Chapter Four: Buddhist Economics.

Argument: It is an assumption in economics that work is a cost, to be minimized. The consequences that flow from this view are endless. To organize work in such a manner that it becomes meaningless, boring, stultifying, or nerve-racking for the worker would be little short of criminal. Equally, to strive for leisure as an alternative to work would be considered a complete misunderstanding of one of the basic truths of human existence namely that work and leisure are complementary parts of the same living process and cannot be separated without destroying the joy of work and bliss of leisure.
–> YES.

Whereas the Buddhist sees the essence of civilization not in a multiplication of wants but in the purification of human character, the economist’s fundamental criterion of success is simply the total quantity of goods produced during a given period of time. From a Buddhist point of view, this is standing the truth on its head by considering goods as more important than people and consumption as more important than creative activity. Since consumption is merely a means to human well-being, the aim should be to obtain the maximum of well-being with the minimum of consumption. In contrast, the modern economist measures the standard of living by the amount of annual consumption.

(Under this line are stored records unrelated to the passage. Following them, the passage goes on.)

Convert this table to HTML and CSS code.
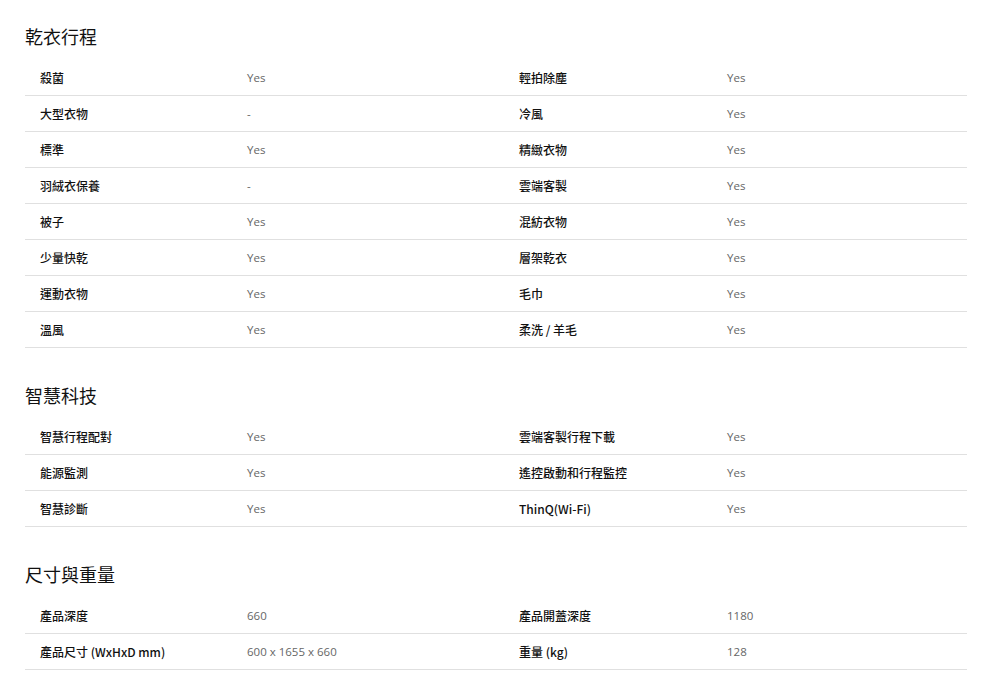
FILE: index.html
```html
<!DOCTYPE html>
<html lang="zh-Hant">
<head>
<meta charset="utf-8">
<link rel="stylesheet" href="styles.css">
</head>
<body>
<div class="page">
  <section class="spec">
    <h2 class="spec-title">乾衣行程</h2>
    <div class="row"><span class="label">殺菌</span><span class="value">Yes</span><span class="label">輕拍除塵</span><span class="value">Yes</span></div>
    <div class="row"><span class="label">大型衣物</span><span class="value">-</span><span class="label">冷風</span><span class="value">Yes</span></div>
    <div class="row"><span class="label">標準</span><span class="value">Yes</span><span class="label">精緻衣物</span><span class="value">Yes</span></div>
    <div class="row"><span class="label">羽絨衣保養</span><span class="value">-</span><span class="label">雲端客製</span><span class="value">Yes</span></div>
    <div class="row"><span class="label">被子</span><span class="value">Yes</span><span class="label">混紡衣物</span><span class="value">Yes</span></div>
    <div class="row"><span class="label">少量快乾</span><span class="value">Yes</span><span class="label">層架乾衣</span><span class="value">Yes</span></div>
    <div class="row"><span class="label">運動衣物</span><span class="value">Yes</span><span class="label">毛巾</span><span class="value">Yes</span></div>
    <div class="row"><span class="label">溫風</span><span class="value">Yes</span><span class="label">柔洗 / 羊毛</span><span class="value">Yes</span></div>
  </section>
  <section class="spec">
    <h2 class="spec-title">智慧科技</h2>
    <div class="row"><span class="label">智慧行程配對</span><span class="value">Yes</span><span class="label">雲端客製行程下載</span><span class="value">Yes</span></div>
    <div class="row"><span class="label">能源監測</span><span class="value">Yes</span><span class="label">遙控啟動和行程監控</span><span class="value">Yes</span></div>
    <div class="row"><span class="label">智慧診斷</span><span class="value">Yes</span><span class="label">ThinQ(Wi-Fi)</span><span class="value">Yes</span></div>
  </section>
  <section class="spec">
    <h2 class="spec-title">尺寸與重量</h2>
    <div class="row"><span class="label">產品深度</span><span class="value">660</span><span class="label">產品開蓋深度</span><span class="value">1180</span></div>
    <div class="row"><span class="label">產品尺寸 (WxHxD mm)</span><span class="value">600 x 1655 x 660</span><span class="label">重量 (kg)</span><span class="value">128</span></div>
  </section>
</div>
</body>
</html>
```
FILE: styles.css
```css
html, body {
  margin: 0;
  padding: 0;
  background: #fff;
}
body {
  font-family: "Noto Sans CJK TC", "Noto Sans", sans-serif;
  color: #111;
}
.page {
  width: 942px;
  padding: 24px 0 0 25px;
}
.spec {
  margin-bottom: 35px;
}
.spec-title {
  margin: 0 0 12px;
  height: 24px;
  line-height: 24px;
  font-size: 18px;
  font-weight: 400;
  color: #111;
}
.row {
  display: grid;
  grid-template-columns: 207px 272px 208px 1fr;
  height: 35px;
  align-items: center;
  border-bottom: 1px solid #e0e0e0;
}
.label, .value {
  padding-left: 15px;
  font-size: 12px;
  line-height: 16px;
  white-space: nowrap;
}
.label {
  color: #111;
  font-weight: 500;
}
.value {
  font-family: "Open Sans", "Noto Sans", sans-serif;
  color: #666;
  font-weight: 400;
  font-size: 11.5px;
}
```
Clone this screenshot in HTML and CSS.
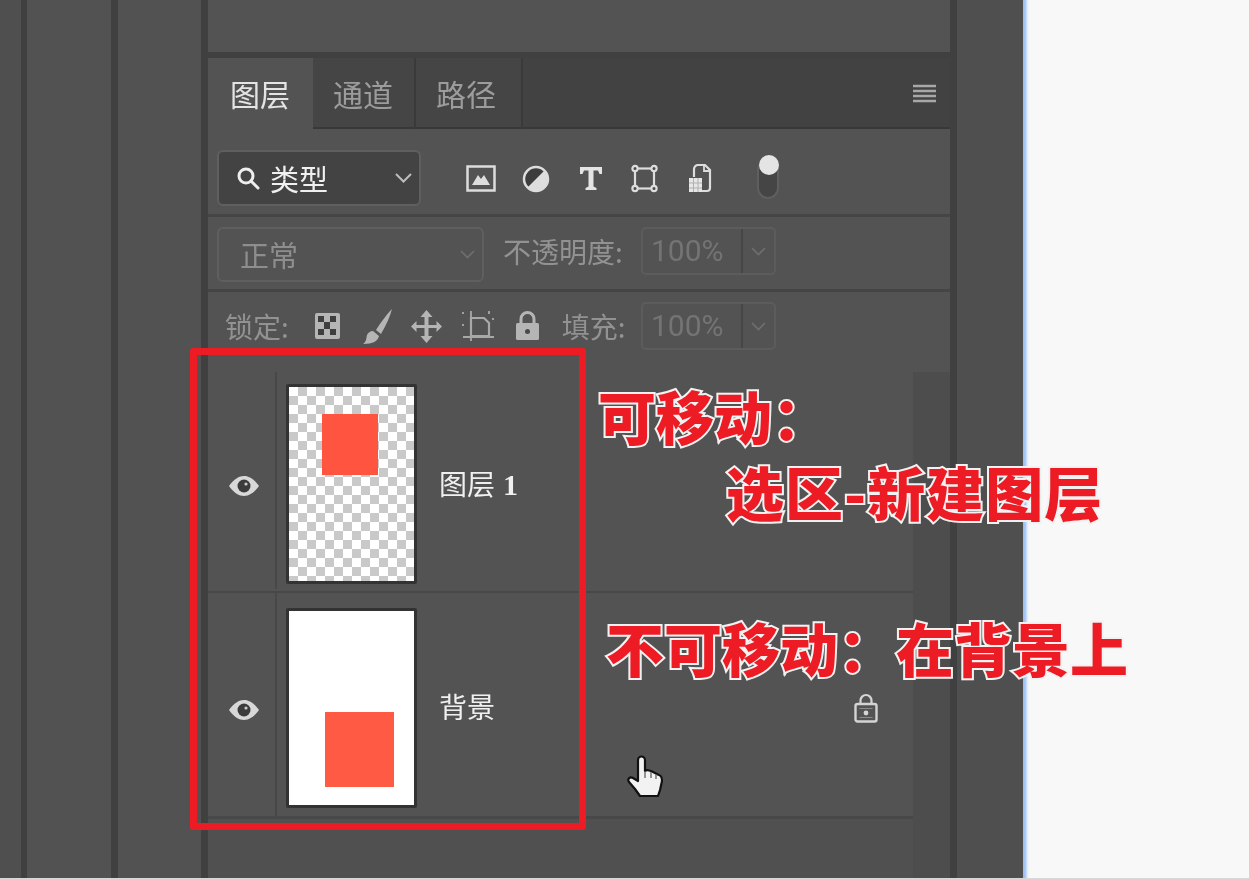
FILE: index.html
```html
<!DOCTYPE html>
<html lang="zh-CN">
<head>
  <meta charset="UTF-8">
  <meta name="viewport" content="width=device-width, initial-scale=1.0">
  <title>图层</title>
  <link rel="stylesheet" href="styles.css">
</head>
<body>
  <div class="stage">
    <div class="workspace">
      <div class="dock dock-a"></div>
      <div class="dock dock-b"></div>
      <div class="dock dock-c"></div>

      <div class="panel">
        <div class="panel-top"></div>

        <div class="tabs">
          <div class="tab active">图层</div>
          <div class="tab t2">通道</div>
          <div class="tab t3">路径</div>
          <svg class="menu-icon" width="23" height="21" viewBox="0 0 23 21">
            <path d="M0 3h23M0 8h23M0 13h23M0 18h23" stroke="#a8a8a8" stroke-width="2.6"/>
          </svg>
        </div>

        <div class="row filter-row">
          <div class="combo kind">
            <svg width="24" height="26" viewBox="0 0 24 26" fill="none" stroke="#eee" stroke-width="3">
              <circle cx="10" cy="11" r="7"/>
              <path d="M15 16l7 7" stroke-linecap="round"/>
            </svg>
            <span class="kind-label">类型</span>
            <svg class="chev" width="17" height="10" viewBox="0 0 17 10" fill="none" stroke="#bdbdbd" stroke-width="2">
              <path d="M1 1l7.500 7.500L16 1"/>
            </svg>
          </div>
          <div class="filter-icons">
            <svg width="30" height="27" viewBox="0 0 30 27">
              <rect x="1.500" y="1.500" width="27" height="24" fill="none" stroke="#ddd" stroke-width="2.500"/>
              <path d="M6 20l6-10 3 4 3-4 6 10z" fill="#ddd"/>
            </svg>
            <svg width="28" height="28" viewBox="0 0 28 28">
              <circle cx="14" cy="14" r="12" fill="#3d3d3d" stroke="#ddd" stroke-width="2.500"/>
              <path d="M22.500 5.500A12 12 0 0 1 5.500 22.500z" fill="#ddd"/>
            </svg>
            <svg width="24" height="25" viewBox="0 0 24 25">
              <path d="M1 1h22v7h-2.500l-1.500-3.500h-4.500v16l3 1.500v2H6.500v-2l3-1.500v-16H5L3.500 8H1z" fill="#e4e4e4"/>
            </svg>
            <svg width="27" height="29" viewBox="0 0 27 29" fill="#4a4a4a" stroke="#ddd" stroke-width="2.200">
              <rect x="4" y="4.500" width="19" height="20" fill="none"/>
              <circle cx="4" cy="4.500" r="2.600"/><circle cx="23" cy="4.500" r="2.600"/>
              <circle cx="4" cy="24.500" r="2.600"/><circle cx="23" cy="24.500" r="2.600"/>
            </svg>
            <svg width="24" height="31" viewBox="0 0 24 31">
              <path d="M6 14V6a4 4 0 0 1 4-4h7l5 5v18a3 3 0 0 1-3 3h-5" fill="none" stroke="#ddd" stroke-width="2.200"/>
              <path d="M16 2v6h6" fill="none" stroke="#ddd" stroke-width="1.800"/>
              <rect x="1" y="15" width="13" height="14" fill="#e6e6e6"/>
              <path d="M1 20h13M1 25h13M5.500 15v14M10 15v14" stroke="#b0b0b0"/>
            </svg>
          </div>
          <div class="toggle"><span class="knob"></span></div>
        </div>

        <div class="row blend-row">
          <div class="combo blend">
            <span>正常</span>
            <svg class="chev" width="15" height="9" viewBox="0 0 15 9" fill="none" stroke="#6f6f6f" stroke-width="1.600">
              <path d="M1 1l6.500 6.500L14 1"/>
            </svg>
          </div>
          <span class="dim-label opacity-label">不透明度:</span>
          <div class="field">
            <span class="field-value">100%</span>
            <span class="field-arrow">
              <svg width="15" height="9" viewBox="0 0 15 9" fill="none" stroke="#6f6f6f" stroke-width="1.600">
                <path d="M1 1l6.500 6.500L14 1"/>
              </svg>
            </span>
          </div>
        </div>

        <div class="row lock-row">
          <span class="dim-label lock-label">锁定:</span>
          <div class="lock-icons">
            <svg width="27" height="28" viewBox="0 0 27 28">
              <rect x="1" y="1" width="25" height="26" rx="2" fill="#b5b5b5"/>
              <path d="M4 4h6v6H4zM16 4h6v6h-6zM10 10h6v7h-6zM4 17h6v6H4zM16 17h6v6h-6z" fill="#3e3e3e"/>
            </svg>
            <svg class="brush" width="32" height="36" viewBox="0 0 32 36">
              <path d="M31 1C26 6 20 14 15 22l5 4C25 17 29 9 31 1z" fill="#b5b5b5"/>
              <path d="M12 23l6 5c-1 5-6 8-16 8 4-3 3-6 4-9 1-2 3-4 6-4z" fill="#b5b5b5"/>
            </svg>
            <svg width="31" height="33" viewBox="0 0 31 33" fill="#b5b5b5">
              <path d="M15.500 0l6 7h-4v8h8v-4l5.500 5.500-5.500 5.500v-4h-8v8h4l-6 7-6-7h4v-8h-8v4L0 16.500 5.500 11v4h8V7h-4z"/>
            </svg>
            <svg width="33" height="32" viewBox="0 0 33 32" fill="none" stroke="#a8a8a8" stroke-width="2.200">
              <path d="M9 8h13l5 5v13H9z"/>
              <path d="M1 2v2M1 14v2M1 27h31M9 1v30M27 1v3M31 8v2" stroke-width="1.800"/>
            </svg>
            <svg width="25" height="30" viewBox="0 0 25 30">
              <path d="M6 13V8a6.500 6.500 0 0 1 13 0v5" fill="none" stroke="#b5b5b5" stroke-width="3"/>
              <rect x="1" y="12" width="23" height="17" rx="1.500" fill="#b5b5b5"/>
              <circle cx="12.500" cy="20.500" r="2.500" fill="#4a4a4a"/>
            </svg>
          </div>
          <span class="dim-label fill-label">填充:</span>
          <div class="field">
            <span class="field-value">100%</span>
            <span class="field-arrow">
              <svg width="15" height="9" viewBox="0 0 15 9" fill="none" stroke="#6f6f6f" stroke-width="1.600">
                <path d="M1 1l6.500 6.500L14 1"/>
              </svg>
            </span>
          </div>
        </div>

        <div class="layers">
          <div class="layer-list">
            <div class="layer first">
              <div class="eye-col">
                <svg width="30" height="20" viewBox="0 0 30 20">
                  <path d="M0 10C5 3 10 0 15 0s10 3 15 10c-5 7-10 10-15 10S5 17 0 10z" fill="#d8d8d8"/>
                  <circle cx="15" cy="10" r="6.500" fill="#3c3c3c"/>
                  <circle cx="17" cy="8" r="1.600" fill="#ccc"/>
                </svg>
              </div>
              <div class="thumb checker"><div class="shape shape-top"></div></div>
              <span class="layer-name">图层<span class="num">1</span></span>
            </div>
            <div class="layer second">
              <div class="eye-col">
                <svg width="30" height="20" viewBox="0 0 30 20">
                  <path d="M0 10C5 3 10 0 15 0s10 3 15 10c-5 7-10 10-15 10S5 17 0 10z" fill="#d8d8d8"/>
                  <circle cx="15" cy="10" r="6.500" fill="#3c3c3c"/>
                  <circle cx="17" cy="8" r="1.600" fill="#ccc"/>
                </svg>
              </div>
              <div class="thumb plain"><div class="shape shape-bottom"></div></div>
              <span class="layer-name bg-name">背景</span>
              <svg class="layer-lock" width="24" height="30" viewBox="0 0 24 30">
                <path d="M6.500 11V7.500a5.500 5.500 0 0 1 11 0V11" fill="none" stroke="#d4d4d4" stroke-width="2.200"/>
                <rect x="1.500" y="11" width="21" height="17.500" rx="2" fill="none" stroke="#d4d4d4" stroke-width="2.400"/>
                <path d="M5.500 15.500h13M5.500 24.500h13" stroke="#8c8c8c" stroke-width="1"/>
                <circle cx="12" cy="20" r="2.400" fill="#d4d4d4"/>
              </svg>
            </div>
          </div>
          <div class="scroll-track"></div>
        </div>
      </div>

      <div class="dock dock-d"></div>
      <div class="page-edge"></div>
    </div>

    <!-- 标注 -->
    <div class="mark-box"></div>
    <div class="note note-a">可移动：</div>
    <div class="note note-b">选区-新建图层</div>
    <div class="note note-c">不可移动：在背景上</div>
    <svg class="cursor" width="38" height="44" viewBox="0 0 38 44">
      <path d="M11 26V5a3.500 3.500 0 0 1 7 0v11l2-1 4 1 4 2 4 2c3 1 3 4 3 6l-2 9-2 6H13l-5-7-6-7c-2-3 1-6 4-4z" fill="#f2f2f2" stroke="#111" stroke-width="2.200" stroke-linejoin="round"/>
      <path d="M18 16v7M24 17v6M29 19v5" stroke="#555" stroke-width="1.200"/>
    </svg>
  </div>
</body>
</html>
```
FILE: styles.css
```css
:root {
  --panel: #535353;
  --line: #404040;
  --side: #4f4f4f;
  --red: #ed1c24;
}

* {
  box-sizing: border-box;
}

body {
  margin: 0;
  background: #d8d8d8;
  font-family: "Noto Sans CJK SC", "Noto Sans", sans-serif;
}

.stage {
  position: relative;
  width: 1249px;
  height: 878px;
  overflow: hidden;
  background: #f8f8f8;
}

.workspace {
  display: flex;
  height: 100%;
  filter: blur(0.6px);
}

.dock {
  background: var(--side);
  border-right: 7px solid var(--line);
}

.dock-a { width: 27px; border-right-width: 6px; }
.dock-b { width: 91px; background: #525252; }
.dock-c { width: 90px; background: #525252; }
.dock-d { width: 73px; border-right: 0; border-left: 7px solid var(--line); }

.page-edge {
  width: 6px;
  background: linear-gradient(to right, #98bdf5, #a9c9f6 40%, #e4eefb 75%, #f8f8f8);
}

.panel {
  width: 742px;
  display: flex;
  flex-direction: column;
  background: var(--panel);
}

.panel-top {
  height: 58px;
  border-bottom: 6px solid var(--line);
}

/* tabs */
.tabs {
  display: flex;
  align-items: stretch;
  height: 71px;
  position: relative;
  background: #424242;
  box-shadow: inset 0 -2px 0 #383838;
}

.tab {
  width: 103px;
  padding: 14px 0 0 20px;
  font-size: 30px;
  line-height: 42px;
  color: #9c9c9c;
  background: #454545;
  border-right: 2px solid #3a3a3a;
  box-shadow: inset 0 -2px 0 #383838;
}

.tab.active {
  width: 105px;
  padding-left: 22px;
  color: #e4e4e4;
  background: var(--panel);
  border-right: 0;
  box-shadow: none;
}

.tab.t3 { width: 107px; }

.menu-icon {
  margin: 25px 14px 0 auto;
}

/* rows */
.row {
  display: flex;
  align-items: center;
  border-bottom: 3px solid #454545;
}

.filter-row {
  height: 88px;
  padding: 14px 0 0 9px;
}

.blend-row {
  height: 75px;
  padding: 0 0 4px 9px;
}

.lock-row {
  height: 80px;
  padding: 0 0 12px 17px;
  border-bottom: 0;
}

.combo {
  display: flex;
  align-items: center;
  border-radius: 6px;
  border: 2px solid #5f5f5f;
  position: relative;
}

.kind {
  width: 204px;
  height: 56px;
  padding-left: 17px;
  background: #434343;
  margin-top: -1px;
}

.kind-label {
  margin-left: 10px;
  font-size: 29px;
  line-height: 40px;
  color: #f0f0f0;
}

.chev {
  margin-left: auto;
  margin-right: 7px;
}

.filter-icons {
  display: flex;
  align-items: center;
  margin-left: 45px;
  gap: 26px;
}

.filter-icons svg:nth-child(3) { margin-left: 3px; }
.filter-icons svg:nth-child(4) { margin-left: 2px; }
.filter-icons svg:nth-child(5) { margin-left: 4px; }

.toggle {
  position: relative;
  width: 22px;
  height: 40px;
  margin: 0 0 0 45px;
  border-radius: 11px;
  background: #454545;
  border: 2px solid #5f5f5f;
}

.knob {
  position: absolute;
  left: 0;
  top: -6px;
  width: 20px;
  height: 20px;
  border-radius: 50%;
  background: #e4e4e4;
}

.blend {
  width: 267px;
  height: 55px;
  margin-top: 6px;
  padding-left: 21px;
  font-size: 29px;
  color: #8e8e8e;
}

.dim-label {
  font-size: 28px;
  line-height: 40px;
  color: #929292;
  white-space: nowrap;
}

.opacity-label { margin-left: 19px; }

.field {
  display: flex;
  height: 48px;
  width: 135px;
  margin-left: auto;
  border: 2px solid #5c5c5c;
  border-radius: 5px;
  margin-right: 174px;
}

.field-value {
  width: 100px;
  padding-left: 8px;
  font-family: Roboto, sans-serif;
  font-size: 30px;
  line-height: 44px;
  color: #747474;
  border-right: 2px solid #464646;
}

.field-arrow {
  display: flex;
  flex: 1;
  align-items: center;
  justify-content: center;
}

.lock-icons {
  display: flex;
  align-items: center;
  gap: 20px;
  margin-left: 25px;
}

.lock-icons .brush { margin-right: -2px; }

.fill-label { margin-left: 22px; }

/* layer list */
.layers {
  display: flex;
  flex: 1;
}

.layer-list {
  width: 705px;
  background: #505050;
}

.layer {
  display: flex;
  align-items: center;
  background: var(--panel);
  border-bottom: 2px solid #484848;
}

.layer.first { height: 221px; padding-bottom: 2px; }
.layer.second { height: 226px; border-bottom: 3px solid #484848; }

.eye-col {
  display: flex;
  align-items: center;
  justify-content: center;
  align-self: stretch;
  width: 69px;
  padding-left: 4px;
  border-right: 2px solid #484848;
}

.eye-col svg { margin-top: 10px; }

.thumb {
  width: 131px;
  height: 200px;
  margin: 6px 0 0 9px;
  border: 3px solid #333;
  border-radius: 2px;
}

.checker {
  background-color: #fff;
  background-image: conic-gradient(#c9c9c9 25%, #fff 0 50%, #c9c9c9 0 75%, #fff 0);
  background-size: 18px 18px;
  padding: 27px 0 0 33px;
}

.plain {
  background: #fff;
  padding: 101px 0 0 36px;
}

.shape {
  background: #ff5540;
}

.shape-top { width: 56px; height: 61px; }
.shape-bottom { width: 69px; height: 75px; background: #ff5a44; }

.layer-name {
  margin: 6px 0 0 22px;
  font-size: 28px;
  line-height: 40px;
  color: #f0f0f0;
}

.bg-name { margin-top: 2px; }

.num {
  margin-left: 8px;
  font-family: "Liberation Serif", serif;
  font-size: 30px;
  font-weight: 700;
}

.layer-lock {
  margin: 6px 35px 0 auto;
}

.scroll-track {
  flex: 1;
  background: #4d4d4d;
}

/* annotations on top of the panel */
.mark-box {
  position: absolute;
  left: 190px;
  top: 348px;
  width: 396px;
  height: 482px;
  border: 7px solid var(--red);
  border-radius: 3px;
}

.note {
  position: absolute;
  font-size: 58px;
  font-weight: 900;
  line-height: 70px;
  white-space: nowrap;
  color: var(--red);
  -webkit-text-stroke: 4px #f2f2f2;
  paint-order: stroke fill;
}

.note-a { left: 598px; top: 380px; }
.note-b { left: 726px; top: 456px; letter-spacing: 1px; }
.note-c { left: 606px; top: 612px; }

.cursor {
  position: absolute;
  left: 627px;
  top: 755px;
}
```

Chapter Five: A Question of Size.

Argument: Default towards bigness –> people do not produce the essentials of life near them –> all structures are threatened and there is social breakdown –> the result is a dual society without any inner cohesion, subject to a maximum of political instability.

Argument: In the affairs of men there appears a need for both freedom and order. We need the freedom of lots of small autonomous units and the orderliness of large scale unity and coordination.

Argument: The economic calculus as applied to present day economics, forces the industrialist to eliminate the h man factor because machines do not make mistakes, and people do. Hence the enormous effort at automation and the drive for ever larger units. This means that those who have nothing to sell but their labour remain in the weakest possible bargaining position.